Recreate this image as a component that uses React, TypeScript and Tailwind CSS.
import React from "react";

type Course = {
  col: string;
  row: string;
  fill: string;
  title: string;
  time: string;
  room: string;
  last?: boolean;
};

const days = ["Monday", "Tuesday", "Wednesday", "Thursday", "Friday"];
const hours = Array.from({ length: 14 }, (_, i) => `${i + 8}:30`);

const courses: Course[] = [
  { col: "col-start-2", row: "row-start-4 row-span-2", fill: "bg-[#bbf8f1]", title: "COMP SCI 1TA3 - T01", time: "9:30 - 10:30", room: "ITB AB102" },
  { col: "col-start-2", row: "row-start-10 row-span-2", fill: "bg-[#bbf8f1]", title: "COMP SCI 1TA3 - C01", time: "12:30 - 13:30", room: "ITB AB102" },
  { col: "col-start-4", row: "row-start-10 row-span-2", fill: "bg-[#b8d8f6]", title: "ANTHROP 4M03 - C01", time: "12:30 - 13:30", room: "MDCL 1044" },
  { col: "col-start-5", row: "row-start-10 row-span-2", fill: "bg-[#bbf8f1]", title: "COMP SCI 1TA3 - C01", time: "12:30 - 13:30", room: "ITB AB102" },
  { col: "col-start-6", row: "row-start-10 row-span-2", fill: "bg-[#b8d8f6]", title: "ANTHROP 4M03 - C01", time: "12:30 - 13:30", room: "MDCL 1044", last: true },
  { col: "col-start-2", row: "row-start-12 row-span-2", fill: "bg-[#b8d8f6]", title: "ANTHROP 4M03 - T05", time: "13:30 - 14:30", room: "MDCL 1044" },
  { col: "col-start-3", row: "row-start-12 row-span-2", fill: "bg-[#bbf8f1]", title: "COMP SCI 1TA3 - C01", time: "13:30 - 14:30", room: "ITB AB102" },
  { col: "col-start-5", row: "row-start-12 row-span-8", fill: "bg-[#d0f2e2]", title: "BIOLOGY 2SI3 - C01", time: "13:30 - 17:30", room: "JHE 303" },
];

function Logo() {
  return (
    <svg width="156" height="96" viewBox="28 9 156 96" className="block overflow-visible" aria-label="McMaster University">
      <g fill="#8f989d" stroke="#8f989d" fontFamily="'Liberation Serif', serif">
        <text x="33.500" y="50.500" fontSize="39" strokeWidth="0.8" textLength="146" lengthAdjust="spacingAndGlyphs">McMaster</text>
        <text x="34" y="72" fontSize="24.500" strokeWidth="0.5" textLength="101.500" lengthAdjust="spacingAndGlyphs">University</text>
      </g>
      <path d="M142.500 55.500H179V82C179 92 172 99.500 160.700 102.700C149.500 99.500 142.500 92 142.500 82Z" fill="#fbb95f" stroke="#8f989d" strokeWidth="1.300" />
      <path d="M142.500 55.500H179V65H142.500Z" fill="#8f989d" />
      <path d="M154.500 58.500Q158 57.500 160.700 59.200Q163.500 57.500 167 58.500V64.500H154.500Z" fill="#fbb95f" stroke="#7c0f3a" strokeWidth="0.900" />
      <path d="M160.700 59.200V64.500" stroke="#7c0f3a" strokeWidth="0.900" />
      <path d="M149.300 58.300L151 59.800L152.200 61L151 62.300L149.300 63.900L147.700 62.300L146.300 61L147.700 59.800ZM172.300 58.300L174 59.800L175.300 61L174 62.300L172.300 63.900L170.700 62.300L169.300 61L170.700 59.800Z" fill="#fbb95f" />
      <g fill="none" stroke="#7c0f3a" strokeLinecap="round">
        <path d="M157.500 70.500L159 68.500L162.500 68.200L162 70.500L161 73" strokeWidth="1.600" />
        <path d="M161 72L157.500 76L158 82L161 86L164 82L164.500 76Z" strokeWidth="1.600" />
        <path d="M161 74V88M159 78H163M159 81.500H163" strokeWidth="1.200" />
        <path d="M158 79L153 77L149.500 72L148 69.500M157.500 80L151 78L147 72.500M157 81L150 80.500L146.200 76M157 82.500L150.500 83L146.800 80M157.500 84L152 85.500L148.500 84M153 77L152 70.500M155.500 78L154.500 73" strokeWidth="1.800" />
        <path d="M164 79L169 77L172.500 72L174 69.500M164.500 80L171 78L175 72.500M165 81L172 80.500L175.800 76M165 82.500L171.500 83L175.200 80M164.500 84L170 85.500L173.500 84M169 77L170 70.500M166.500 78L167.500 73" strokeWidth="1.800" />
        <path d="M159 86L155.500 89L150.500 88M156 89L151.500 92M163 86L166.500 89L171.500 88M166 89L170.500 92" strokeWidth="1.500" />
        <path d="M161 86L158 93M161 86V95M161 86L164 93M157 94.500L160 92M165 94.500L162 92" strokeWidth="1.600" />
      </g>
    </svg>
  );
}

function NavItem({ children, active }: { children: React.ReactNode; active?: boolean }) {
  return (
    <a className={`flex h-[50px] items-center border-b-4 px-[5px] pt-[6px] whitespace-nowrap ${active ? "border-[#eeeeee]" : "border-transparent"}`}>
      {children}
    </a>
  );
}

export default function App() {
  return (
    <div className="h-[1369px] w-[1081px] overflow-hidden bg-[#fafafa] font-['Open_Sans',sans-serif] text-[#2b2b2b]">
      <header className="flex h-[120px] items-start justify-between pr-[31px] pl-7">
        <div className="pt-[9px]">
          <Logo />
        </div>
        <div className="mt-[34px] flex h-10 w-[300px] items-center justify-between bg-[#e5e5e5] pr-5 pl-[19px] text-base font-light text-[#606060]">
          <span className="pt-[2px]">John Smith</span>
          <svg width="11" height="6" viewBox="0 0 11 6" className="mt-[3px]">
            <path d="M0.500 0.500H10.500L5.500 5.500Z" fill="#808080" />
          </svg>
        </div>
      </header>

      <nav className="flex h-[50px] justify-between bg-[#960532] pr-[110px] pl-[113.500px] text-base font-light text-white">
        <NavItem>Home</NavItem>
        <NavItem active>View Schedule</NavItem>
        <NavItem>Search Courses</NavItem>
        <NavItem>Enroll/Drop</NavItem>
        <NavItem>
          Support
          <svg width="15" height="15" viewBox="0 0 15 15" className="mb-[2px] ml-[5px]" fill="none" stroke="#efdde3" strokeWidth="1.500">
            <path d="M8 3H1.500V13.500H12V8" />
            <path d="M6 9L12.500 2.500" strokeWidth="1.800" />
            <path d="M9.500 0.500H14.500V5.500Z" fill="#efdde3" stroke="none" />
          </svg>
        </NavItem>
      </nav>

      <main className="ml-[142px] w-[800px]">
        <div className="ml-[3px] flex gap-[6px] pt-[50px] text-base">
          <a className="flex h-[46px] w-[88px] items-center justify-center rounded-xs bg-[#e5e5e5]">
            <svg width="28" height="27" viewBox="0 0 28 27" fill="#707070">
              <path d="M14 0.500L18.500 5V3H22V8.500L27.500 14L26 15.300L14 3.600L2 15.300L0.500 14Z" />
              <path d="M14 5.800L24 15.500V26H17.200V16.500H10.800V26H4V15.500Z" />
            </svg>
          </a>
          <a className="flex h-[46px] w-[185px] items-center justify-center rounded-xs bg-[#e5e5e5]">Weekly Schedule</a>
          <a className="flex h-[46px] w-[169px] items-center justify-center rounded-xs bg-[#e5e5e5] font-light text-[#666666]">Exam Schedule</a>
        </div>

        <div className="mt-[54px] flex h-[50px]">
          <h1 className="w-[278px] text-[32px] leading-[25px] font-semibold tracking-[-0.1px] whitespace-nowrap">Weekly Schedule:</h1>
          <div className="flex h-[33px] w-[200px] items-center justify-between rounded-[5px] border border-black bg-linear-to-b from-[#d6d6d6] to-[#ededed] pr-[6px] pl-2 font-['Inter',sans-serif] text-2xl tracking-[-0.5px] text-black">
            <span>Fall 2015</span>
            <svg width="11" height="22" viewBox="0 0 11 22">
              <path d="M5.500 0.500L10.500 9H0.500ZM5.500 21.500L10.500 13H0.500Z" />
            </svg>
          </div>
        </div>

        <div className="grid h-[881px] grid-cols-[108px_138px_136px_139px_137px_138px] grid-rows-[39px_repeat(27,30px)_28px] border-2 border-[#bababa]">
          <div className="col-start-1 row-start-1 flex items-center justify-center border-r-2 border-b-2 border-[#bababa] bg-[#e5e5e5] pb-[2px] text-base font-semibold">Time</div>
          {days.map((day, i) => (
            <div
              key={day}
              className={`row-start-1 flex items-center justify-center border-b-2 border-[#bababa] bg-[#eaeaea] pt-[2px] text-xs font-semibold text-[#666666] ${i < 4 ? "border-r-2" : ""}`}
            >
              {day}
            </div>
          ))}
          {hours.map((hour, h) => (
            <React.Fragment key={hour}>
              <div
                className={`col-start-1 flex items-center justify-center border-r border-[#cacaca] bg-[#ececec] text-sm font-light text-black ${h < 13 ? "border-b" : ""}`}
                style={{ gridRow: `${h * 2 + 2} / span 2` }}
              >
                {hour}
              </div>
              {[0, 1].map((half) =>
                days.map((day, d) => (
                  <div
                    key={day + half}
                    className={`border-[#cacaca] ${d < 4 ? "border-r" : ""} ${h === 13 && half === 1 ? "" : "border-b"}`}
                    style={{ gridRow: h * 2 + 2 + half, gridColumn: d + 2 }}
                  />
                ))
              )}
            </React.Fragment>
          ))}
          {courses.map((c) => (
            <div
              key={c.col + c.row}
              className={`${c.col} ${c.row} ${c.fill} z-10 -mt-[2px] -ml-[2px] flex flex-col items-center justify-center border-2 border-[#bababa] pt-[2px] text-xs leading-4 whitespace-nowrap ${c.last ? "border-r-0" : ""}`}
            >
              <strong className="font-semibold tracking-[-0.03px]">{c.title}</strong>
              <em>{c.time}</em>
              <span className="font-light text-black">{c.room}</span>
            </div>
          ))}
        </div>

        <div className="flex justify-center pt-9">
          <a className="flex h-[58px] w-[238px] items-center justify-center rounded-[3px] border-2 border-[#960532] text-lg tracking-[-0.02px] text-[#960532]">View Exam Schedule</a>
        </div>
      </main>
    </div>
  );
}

--

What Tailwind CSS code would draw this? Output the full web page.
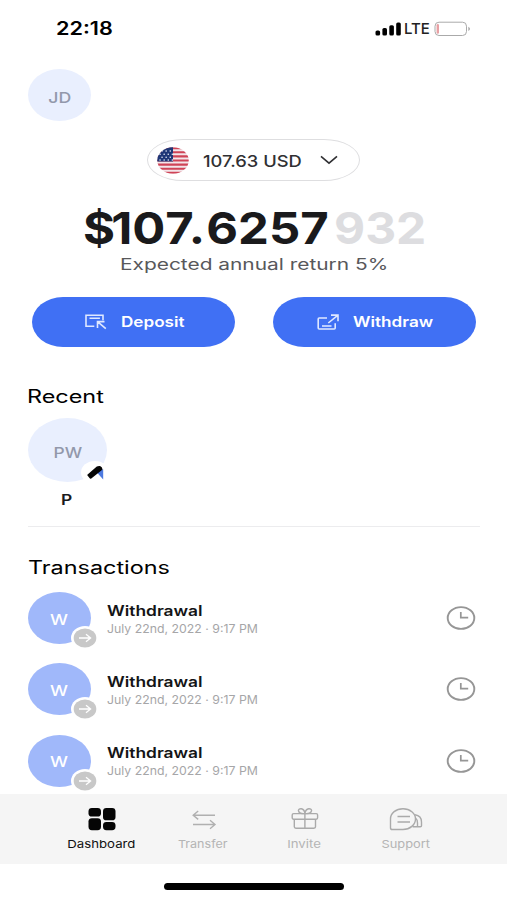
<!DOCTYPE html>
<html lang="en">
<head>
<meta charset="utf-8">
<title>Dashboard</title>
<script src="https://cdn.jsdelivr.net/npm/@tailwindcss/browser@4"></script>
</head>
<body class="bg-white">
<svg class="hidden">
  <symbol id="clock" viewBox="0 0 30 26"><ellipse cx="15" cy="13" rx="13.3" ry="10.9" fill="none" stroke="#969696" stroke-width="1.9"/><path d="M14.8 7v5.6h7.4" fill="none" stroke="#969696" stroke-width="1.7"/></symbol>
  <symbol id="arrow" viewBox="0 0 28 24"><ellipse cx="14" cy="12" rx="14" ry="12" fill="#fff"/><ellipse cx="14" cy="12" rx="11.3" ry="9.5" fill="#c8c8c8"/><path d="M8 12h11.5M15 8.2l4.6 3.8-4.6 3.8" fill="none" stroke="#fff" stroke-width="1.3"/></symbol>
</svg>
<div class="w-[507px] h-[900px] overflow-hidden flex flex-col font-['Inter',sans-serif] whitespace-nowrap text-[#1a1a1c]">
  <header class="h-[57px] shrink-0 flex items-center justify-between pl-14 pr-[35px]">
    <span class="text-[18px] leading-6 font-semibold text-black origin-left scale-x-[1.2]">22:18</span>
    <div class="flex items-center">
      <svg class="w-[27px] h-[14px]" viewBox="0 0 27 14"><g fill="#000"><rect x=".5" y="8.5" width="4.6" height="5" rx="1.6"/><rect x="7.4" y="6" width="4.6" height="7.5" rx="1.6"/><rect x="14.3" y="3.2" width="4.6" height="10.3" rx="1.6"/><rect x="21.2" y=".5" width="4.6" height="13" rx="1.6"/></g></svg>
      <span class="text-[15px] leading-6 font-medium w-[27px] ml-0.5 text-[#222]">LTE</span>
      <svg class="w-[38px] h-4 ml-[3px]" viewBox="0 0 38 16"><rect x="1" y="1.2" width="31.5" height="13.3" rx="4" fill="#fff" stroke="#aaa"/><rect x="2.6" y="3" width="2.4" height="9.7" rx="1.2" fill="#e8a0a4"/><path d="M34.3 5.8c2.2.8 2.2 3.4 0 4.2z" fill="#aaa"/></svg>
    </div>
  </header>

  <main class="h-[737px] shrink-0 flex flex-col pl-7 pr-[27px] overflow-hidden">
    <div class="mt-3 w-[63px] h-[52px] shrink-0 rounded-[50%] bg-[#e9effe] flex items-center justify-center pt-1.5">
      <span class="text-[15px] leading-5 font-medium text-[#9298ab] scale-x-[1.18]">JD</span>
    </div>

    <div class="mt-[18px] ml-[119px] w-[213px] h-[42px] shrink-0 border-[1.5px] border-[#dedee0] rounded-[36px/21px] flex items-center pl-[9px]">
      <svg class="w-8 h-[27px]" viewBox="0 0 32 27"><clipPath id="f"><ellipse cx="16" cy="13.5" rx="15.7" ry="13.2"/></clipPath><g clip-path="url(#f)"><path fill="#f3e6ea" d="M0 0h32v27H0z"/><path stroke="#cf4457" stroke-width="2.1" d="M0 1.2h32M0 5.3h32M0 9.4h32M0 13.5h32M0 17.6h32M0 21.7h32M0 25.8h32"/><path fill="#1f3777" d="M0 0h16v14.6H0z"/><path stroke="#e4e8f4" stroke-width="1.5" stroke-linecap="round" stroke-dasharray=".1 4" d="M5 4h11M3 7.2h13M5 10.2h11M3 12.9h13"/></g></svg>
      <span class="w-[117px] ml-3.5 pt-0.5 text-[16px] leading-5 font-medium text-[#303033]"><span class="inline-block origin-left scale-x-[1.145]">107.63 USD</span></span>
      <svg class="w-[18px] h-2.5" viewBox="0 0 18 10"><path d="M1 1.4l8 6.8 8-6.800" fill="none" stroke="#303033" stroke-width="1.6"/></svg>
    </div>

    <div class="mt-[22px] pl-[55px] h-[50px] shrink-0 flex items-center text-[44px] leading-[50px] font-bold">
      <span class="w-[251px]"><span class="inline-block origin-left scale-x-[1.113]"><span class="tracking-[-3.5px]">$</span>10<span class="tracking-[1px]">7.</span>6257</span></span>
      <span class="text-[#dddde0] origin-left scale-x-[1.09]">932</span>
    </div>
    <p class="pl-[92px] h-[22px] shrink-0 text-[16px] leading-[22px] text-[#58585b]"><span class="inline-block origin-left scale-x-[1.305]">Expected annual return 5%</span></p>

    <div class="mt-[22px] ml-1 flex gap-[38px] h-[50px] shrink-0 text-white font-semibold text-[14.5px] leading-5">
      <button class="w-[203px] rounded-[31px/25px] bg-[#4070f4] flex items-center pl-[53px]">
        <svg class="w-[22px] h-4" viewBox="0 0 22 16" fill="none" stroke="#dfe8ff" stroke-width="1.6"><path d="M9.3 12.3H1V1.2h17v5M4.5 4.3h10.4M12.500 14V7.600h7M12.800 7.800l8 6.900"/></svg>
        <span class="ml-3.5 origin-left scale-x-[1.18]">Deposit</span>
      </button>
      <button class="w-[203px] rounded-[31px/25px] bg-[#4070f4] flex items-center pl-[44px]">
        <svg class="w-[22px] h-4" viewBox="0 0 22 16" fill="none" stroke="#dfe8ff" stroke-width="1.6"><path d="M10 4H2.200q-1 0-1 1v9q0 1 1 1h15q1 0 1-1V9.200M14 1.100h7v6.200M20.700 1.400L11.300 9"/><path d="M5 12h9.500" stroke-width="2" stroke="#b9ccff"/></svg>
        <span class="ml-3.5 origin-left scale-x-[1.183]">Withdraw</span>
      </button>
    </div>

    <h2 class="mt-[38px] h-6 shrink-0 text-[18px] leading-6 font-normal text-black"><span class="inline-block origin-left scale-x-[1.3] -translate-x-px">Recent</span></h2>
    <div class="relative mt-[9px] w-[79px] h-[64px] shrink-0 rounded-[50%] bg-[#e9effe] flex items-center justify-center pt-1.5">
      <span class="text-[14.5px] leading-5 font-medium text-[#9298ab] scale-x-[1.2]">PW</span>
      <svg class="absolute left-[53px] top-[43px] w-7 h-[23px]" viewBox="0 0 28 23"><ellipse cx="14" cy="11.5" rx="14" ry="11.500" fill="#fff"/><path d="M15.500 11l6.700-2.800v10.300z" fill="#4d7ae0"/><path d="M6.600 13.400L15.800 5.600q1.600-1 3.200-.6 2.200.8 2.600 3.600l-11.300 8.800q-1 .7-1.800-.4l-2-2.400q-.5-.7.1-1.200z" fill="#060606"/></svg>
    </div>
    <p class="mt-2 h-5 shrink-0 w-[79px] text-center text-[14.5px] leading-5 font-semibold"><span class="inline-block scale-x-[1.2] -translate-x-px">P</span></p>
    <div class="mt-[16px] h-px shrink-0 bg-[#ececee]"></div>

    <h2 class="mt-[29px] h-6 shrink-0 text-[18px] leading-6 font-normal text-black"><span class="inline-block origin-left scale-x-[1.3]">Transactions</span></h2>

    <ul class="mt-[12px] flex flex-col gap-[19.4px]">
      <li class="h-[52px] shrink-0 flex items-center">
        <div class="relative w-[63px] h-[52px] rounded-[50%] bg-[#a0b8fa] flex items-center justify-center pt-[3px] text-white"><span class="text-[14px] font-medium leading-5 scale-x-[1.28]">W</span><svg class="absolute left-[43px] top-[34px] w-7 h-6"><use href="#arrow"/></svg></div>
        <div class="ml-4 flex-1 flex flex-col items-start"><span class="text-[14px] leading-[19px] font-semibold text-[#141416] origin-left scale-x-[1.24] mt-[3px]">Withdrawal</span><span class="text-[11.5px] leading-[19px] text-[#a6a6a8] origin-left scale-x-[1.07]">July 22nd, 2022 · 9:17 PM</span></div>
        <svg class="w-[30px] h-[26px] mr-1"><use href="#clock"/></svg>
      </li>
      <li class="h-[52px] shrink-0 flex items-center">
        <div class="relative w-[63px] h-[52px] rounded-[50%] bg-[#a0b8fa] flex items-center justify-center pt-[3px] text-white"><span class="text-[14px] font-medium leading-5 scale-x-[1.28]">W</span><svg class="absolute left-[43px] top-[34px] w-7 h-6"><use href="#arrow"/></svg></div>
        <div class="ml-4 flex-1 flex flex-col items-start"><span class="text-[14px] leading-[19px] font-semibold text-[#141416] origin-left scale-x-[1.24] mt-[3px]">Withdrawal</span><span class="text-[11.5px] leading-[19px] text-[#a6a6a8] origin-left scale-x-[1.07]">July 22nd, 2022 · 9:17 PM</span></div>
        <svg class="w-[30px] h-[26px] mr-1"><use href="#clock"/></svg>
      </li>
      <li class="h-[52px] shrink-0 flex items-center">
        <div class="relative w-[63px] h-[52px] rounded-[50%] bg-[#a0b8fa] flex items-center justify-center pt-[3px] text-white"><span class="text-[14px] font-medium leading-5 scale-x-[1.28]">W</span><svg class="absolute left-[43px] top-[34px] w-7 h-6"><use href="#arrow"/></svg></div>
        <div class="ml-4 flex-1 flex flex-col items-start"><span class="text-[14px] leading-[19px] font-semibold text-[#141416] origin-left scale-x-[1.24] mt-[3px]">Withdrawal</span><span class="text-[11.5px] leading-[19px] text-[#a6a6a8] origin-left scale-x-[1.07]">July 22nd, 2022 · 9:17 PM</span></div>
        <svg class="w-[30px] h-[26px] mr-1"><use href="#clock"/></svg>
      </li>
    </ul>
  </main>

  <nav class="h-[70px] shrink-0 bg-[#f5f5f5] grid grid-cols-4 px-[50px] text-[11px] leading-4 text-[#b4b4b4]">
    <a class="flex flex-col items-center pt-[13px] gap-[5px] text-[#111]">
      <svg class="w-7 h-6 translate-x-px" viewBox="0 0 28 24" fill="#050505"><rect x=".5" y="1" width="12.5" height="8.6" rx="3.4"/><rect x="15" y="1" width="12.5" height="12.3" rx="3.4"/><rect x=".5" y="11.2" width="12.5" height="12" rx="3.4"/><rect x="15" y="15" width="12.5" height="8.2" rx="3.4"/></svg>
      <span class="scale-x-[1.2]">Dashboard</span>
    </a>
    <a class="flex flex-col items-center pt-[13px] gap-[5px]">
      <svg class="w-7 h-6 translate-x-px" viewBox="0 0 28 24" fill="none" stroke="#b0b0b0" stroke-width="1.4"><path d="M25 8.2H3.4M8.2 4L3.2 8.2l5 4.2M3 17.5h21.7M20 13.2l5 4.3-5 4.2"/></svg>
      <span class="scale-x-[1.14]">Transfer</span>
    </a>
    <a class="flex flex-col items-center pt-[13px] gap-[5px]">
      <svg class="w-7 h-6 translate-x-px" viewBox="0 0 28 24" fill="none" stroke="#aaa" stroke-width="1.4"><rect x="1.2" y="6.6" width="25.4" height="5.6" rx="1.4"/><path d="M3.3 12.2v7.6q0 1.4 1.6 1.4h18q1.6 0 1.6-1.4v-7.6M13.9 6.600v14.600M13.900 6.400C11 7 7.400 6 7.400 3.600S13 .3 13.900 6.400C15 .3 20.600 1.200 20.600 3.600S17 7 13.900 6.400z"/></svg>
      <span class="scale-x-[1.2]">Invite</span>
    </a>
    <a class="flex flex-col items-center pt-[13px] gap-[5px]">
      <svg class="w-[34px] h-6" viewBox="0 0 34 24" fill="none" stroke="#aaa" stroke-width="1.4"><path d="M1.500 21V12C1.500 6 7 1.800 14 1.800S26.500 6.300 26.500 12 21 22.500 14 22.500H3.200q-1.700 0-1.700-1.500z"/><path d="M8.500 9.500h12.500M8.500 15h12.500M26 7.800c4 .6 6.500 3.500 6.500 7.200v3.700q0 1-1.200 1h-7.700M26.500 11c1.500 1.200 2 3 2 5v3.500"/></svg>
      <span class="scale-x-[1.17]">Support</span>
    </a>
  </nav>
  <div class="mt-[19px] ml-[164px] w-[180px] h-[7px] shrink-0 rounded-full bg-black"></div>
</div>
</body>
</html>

### Your task
Gather each line of the records holding the string "React".

### Correct result
Recreate this image as a component that uses React, TypeScript and Tailwind CSS.
import React from "react";
function NavItem({ children, active }: { children: React.ReactNode; active?: boolean }) {
            <React.Fragment key={hour}>
            </React.Fragment>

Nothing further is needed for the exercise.